## Task objective
Set down the data below without change, skipping the pictures it holds.

--- BEGIN ---

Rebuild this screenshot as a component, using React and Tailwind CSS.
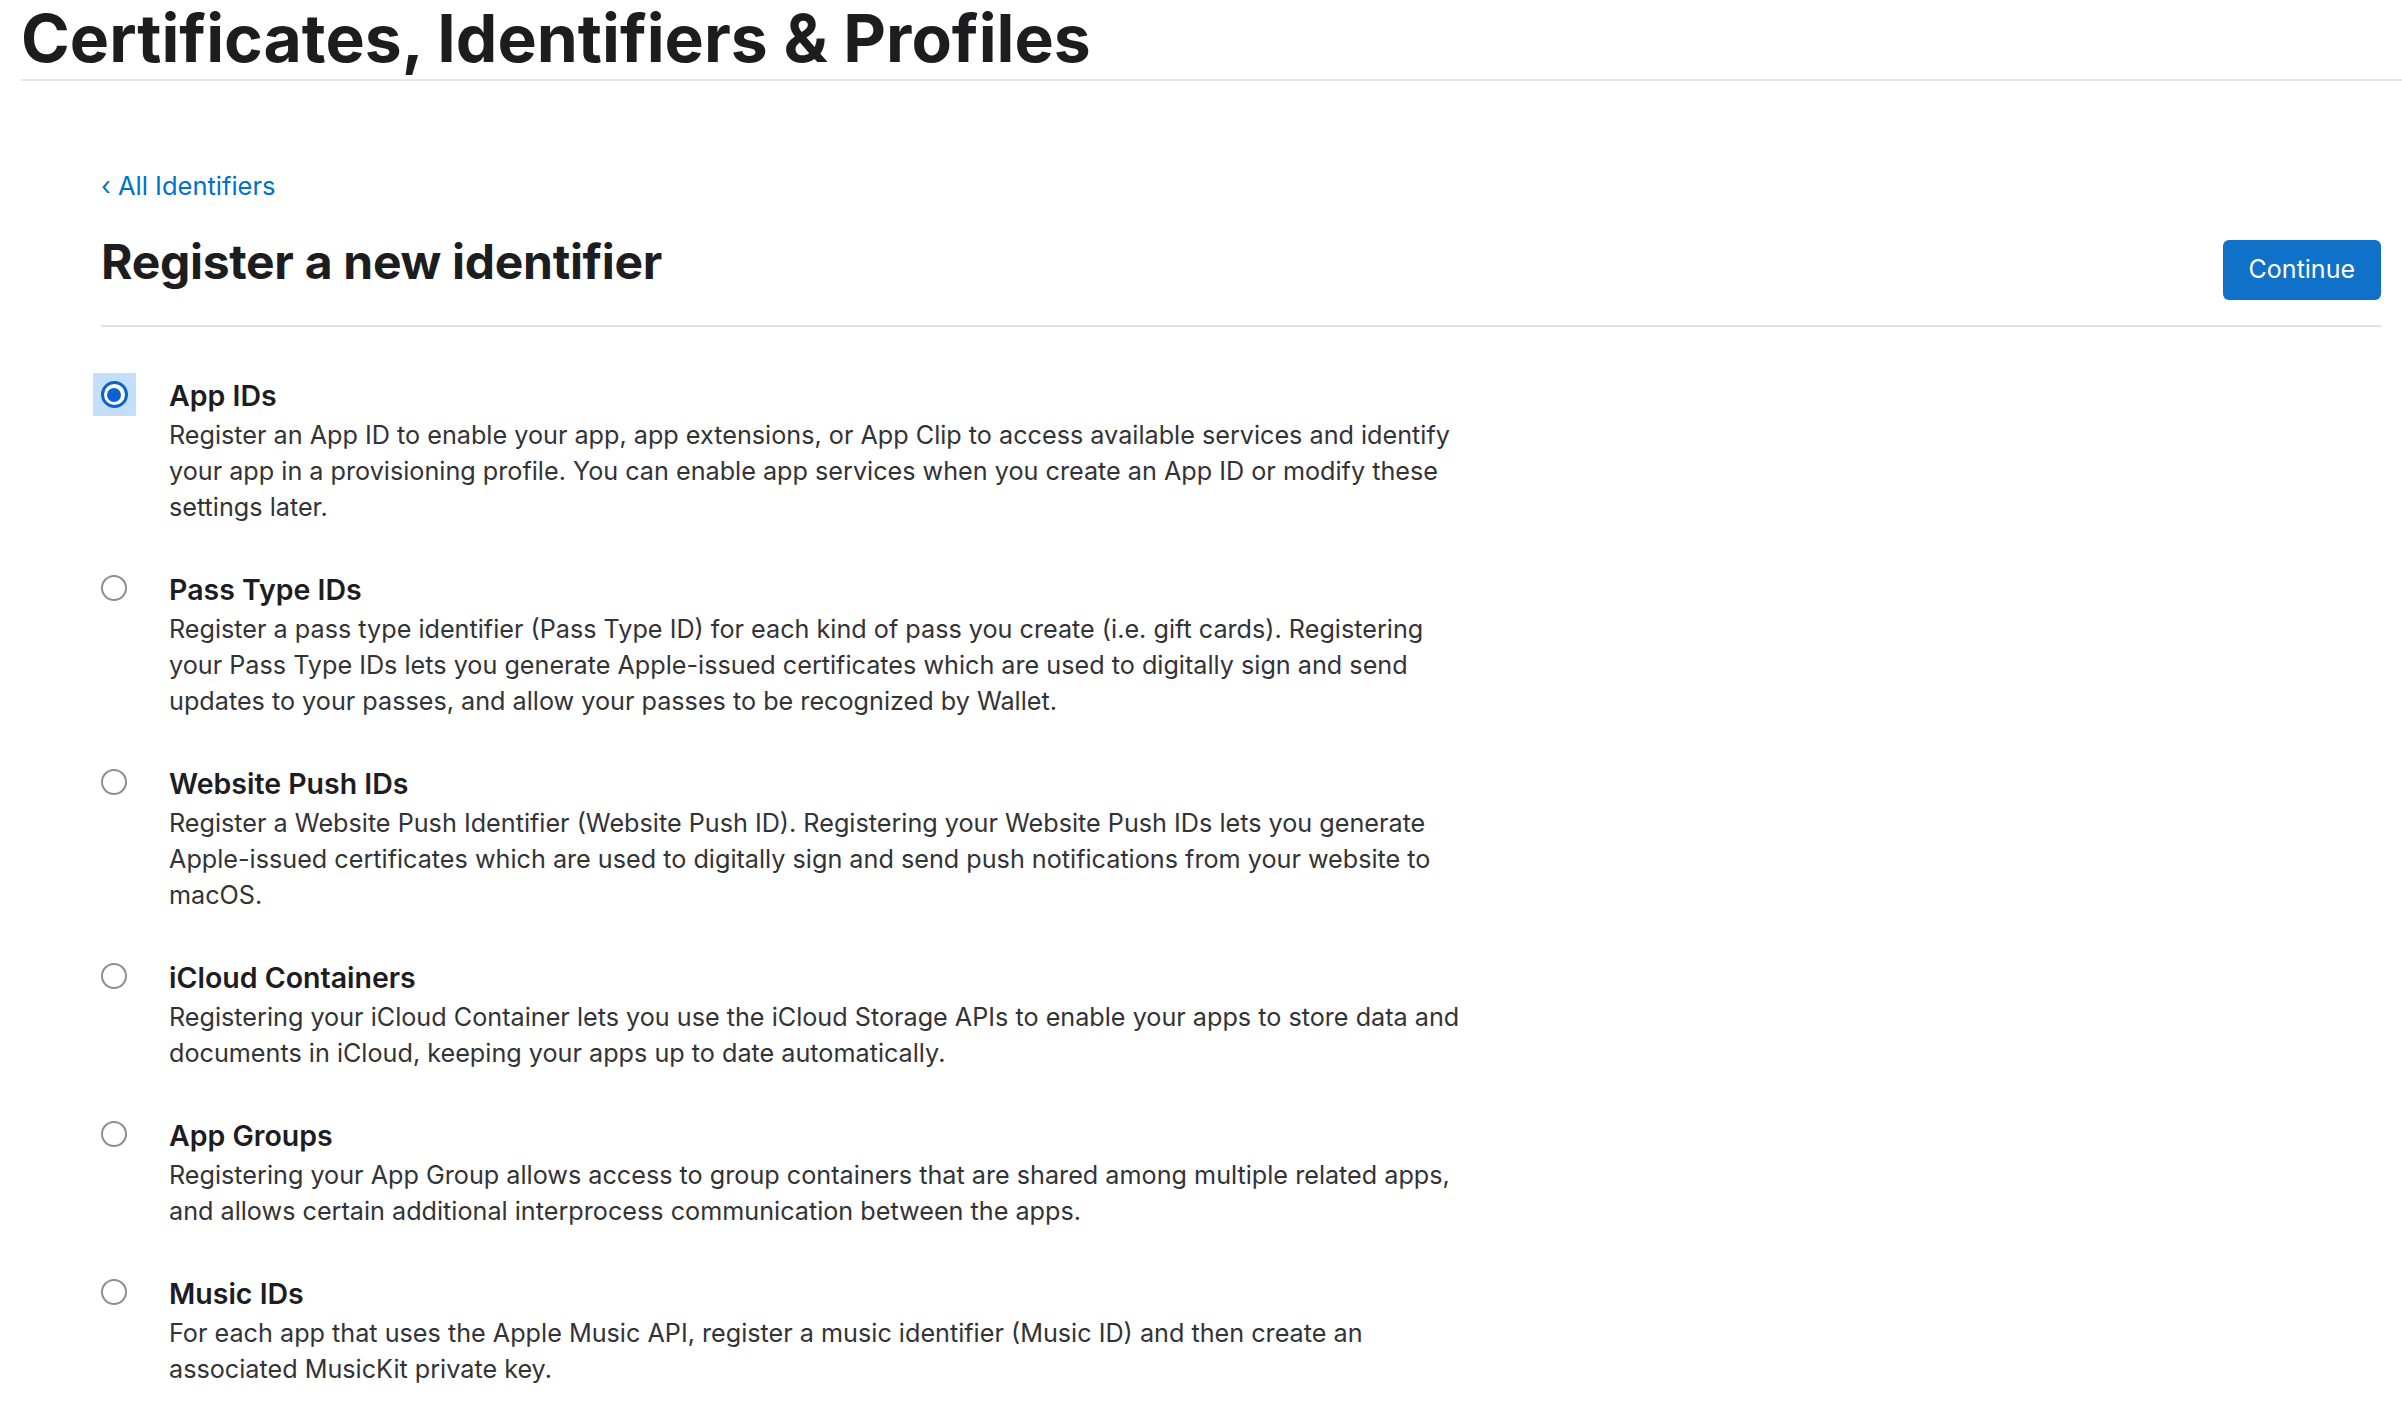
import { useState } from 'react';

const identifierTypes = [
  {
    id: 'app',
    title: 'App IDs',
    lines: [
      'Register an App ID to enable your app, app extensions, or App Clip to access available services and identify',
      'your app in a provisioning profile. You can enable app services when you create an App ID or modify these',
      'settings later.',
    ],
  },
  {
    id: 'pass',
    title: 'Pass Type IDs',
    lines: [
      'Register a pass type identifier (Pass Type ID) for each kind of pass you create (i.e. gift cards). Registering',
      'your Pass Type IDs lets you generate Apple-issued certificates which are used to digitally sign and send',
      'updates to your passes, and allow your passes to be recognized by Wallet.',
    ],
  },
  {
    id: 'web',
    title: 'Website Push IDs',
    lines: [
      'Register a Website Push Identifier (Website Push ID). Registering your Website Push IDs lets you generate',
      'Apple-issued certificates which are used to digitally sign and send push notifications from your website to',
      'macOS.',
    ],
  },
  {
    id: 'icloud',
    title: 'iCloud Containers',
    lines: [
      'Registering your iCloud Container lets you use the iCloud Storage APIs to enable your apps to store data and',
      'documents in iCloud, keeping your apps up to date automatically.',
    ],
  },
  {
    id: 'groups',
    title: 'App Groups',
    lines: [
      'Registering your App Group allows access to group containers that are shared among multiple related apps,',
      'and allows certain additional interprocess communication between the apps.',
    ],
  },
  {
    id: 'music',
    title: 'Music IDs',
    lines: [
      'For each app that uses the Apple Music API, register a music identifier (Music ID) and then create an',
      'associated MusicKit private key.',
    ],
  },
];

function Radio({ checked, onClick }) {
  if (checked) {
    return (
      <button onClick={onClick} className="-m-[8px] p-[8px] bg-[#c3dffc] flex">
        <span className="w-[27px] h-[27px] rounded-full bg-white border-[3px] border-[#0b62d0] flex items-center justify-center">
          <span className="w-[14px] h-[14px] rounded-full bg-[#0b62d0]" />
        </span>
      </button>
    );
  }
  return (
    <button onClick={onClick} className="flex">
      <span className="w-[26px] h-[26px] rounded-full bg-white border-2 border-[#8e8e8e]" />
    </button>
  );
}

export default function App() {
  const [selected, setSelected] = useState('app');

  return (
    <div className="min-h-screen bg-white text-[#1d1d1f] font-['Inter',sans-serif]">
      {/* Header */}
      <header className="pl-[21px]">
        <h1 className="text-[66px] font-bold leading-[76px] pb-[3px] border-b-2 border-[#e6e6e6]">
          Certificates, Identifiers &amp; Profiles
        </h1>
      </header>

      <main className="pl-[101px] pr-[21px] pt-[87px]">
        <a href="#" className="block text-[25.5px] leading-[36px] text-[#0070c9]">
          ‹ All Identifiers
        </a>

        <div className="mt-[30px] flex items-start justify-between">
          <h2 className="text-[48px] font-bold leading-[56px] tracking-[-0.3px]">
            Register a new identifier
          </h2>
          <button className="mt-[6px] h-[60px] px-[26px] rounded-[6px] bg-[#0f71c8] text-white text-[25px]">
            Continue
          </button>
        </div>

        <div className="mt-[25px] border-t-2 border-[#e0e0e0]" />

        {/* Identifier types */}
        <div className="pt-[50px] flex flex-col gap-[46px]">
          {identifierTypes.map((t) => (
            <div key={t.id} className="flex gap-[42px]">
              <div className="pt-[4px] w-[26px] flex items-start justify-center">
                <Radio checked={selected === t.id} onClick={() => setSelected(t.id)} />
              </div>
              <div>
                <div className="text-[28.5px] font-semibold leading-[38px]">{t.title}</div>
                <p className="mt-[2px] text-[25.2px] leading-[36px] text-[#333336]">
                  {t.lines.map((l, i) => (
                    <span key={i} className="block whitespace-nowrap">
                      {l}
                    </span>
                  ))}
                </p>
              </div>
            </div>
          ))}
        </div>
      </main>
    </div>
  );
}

--- END ---

## Result of this task
Rebuild this screenshot as a component, using React and Tailwind CSS.
import { useState } from 'react';

const identifierTypes = [
  {
    id: 'app',
    title: 'App IDs',
    lines: [
      'Register an App ID to enable your app, app extensions, or App Clip to access available services and identify',
      'your app in a provisioning profile. You can enable app services when you create an App ID or modify these',
      'settings later.',
    ],
  },
  {
    id: 'pass',
    title: 'Pass Type IDs',
    lines: [
      'Register a pass type identifier (Pass Type ID) for each kind of pass you create (i.e. gift cards). Registering',
      'your Pass Type IDs lets you generate Apple-issued certificates which are used to digitally sign and send',
      'updates to your passes, and allow your passes to be recognized by Wallet.',
    ],
  },
  {
    id: 'web',
    title: 'Website Push IDs',
    lines: [
      'Register a Website Push Identifier (Website Push ID). Registering your Website Push IDs lets you generate',
      'Apple-issued certificates which are used to digitally sign and send push notifications from your website to',
      'macOS.',
    ],
  },
  {
    id: 'icloud',
    title: 'iCloud Containers',
    lines: [
      'Registering your iCloud Container lets you use the iCloud Storage APIs to enable your apps to store data and',
      'documents in iCloud, keeping your apps up to date automatically.',
    ],
  },
  {
    id: 'groups',
    title: 'App Groups',
    lines: [
      'Registering your App Group allows access to group containers that are shared among multiple related apps,',
      'and allows certain additional interprocess communication between the apps.',
    ],
  },
  {
    id: 'music',
    title: 'Music IDs',
    lines: [
      'For each app that uses the Apple Music API, register a music identifier (Music ID) and then create an',
      'associated MusicKit private key.',
    ],
  },
];

function Radio({ checked, onClick }) {
  if (checked) {
    return (
      <button onClick={onClick} className="-m-[8px] p-[8px] bg-[#c3dffc] flex">
        <span className="w-[27px] h-[27px] rounded-full bg-white border-[3px] border-[#0b62d0] flex items-center justify-center">
          <span className="w-[14px] h-[14px] rounded-full bg-[#0b62d0]" />
        </span>
      </button>
    );
  }
  return (
    <button onClick={onClick} className="flex">
      <span className="w-[26px] h-[26px] rounded-full bg-white border-2 border-[#8e8e8e]" />
    </button>
  );
}

export default function App() {
  const [selected, setSelected] = useState('app');

  return (
    <div className="min-h-screen bg-white text-[#1d1d1f] font-['Inter',sans-serif]">
      {/* Header */}
      <header className="pl-[21px]">
        <h1 className="text-[66px] font-bold leading-[76px] pb-[3px] border-b-2 border-[#e6e6e6]">
          Certificates, Identifiers &amp; Profiles
        </h1>
      </header>

      <main className="pl-[101px] pr-[21px] pt-[87px]">
        <a href="#" className="block text-[25.5px] leading-[36px] text-[#0070c9]">
          ‹ All Identifiers
        </a>

        <div className="mt-[30px] flex items-start justify-between">
          <h2 className="text-[48px] font-bold leading-[56px] tracking-[-0.3px]">
            Register a new identifier
          </h2>
          <button className="mt-[6px] h-[60px] px-[26px] rounded-[6px] bg-[#0f71c8] text-white text-[25px]">
            Continue
          </button>
        </div>

        <div className="mt-[25px] border-t-2 border-[#e0e0e0]" />

        {/* Identifier types */}
        <div className="pt-[50px] flex flex-col gap-[46px]">
          {identifierTypes.map((t) => (
            <div key={t.id} className="flex gap-[42px]">
              <div className="pt-[4px] w-[26px] flex items-start justify-center">
                <Radio checked={selected === t.id} onClick={() => setSelected(t.id)} />
              </div>
              <div>
                <div className="text-[28.5px] font-semibold leading-[38px]">{t.title}</div>
                <p className="mt-[2px] text-[25.2px] leading-[36px] text-[#333336]">
                  {t.lines.map((l, i) => (
                    <span key={i} className="block whitespace-nowrap">
                      {l}
                    </span>
                  ))}
                </p>
              </div>
            </div>
          ))}
        </div>
      </main>
    </div>
  );
}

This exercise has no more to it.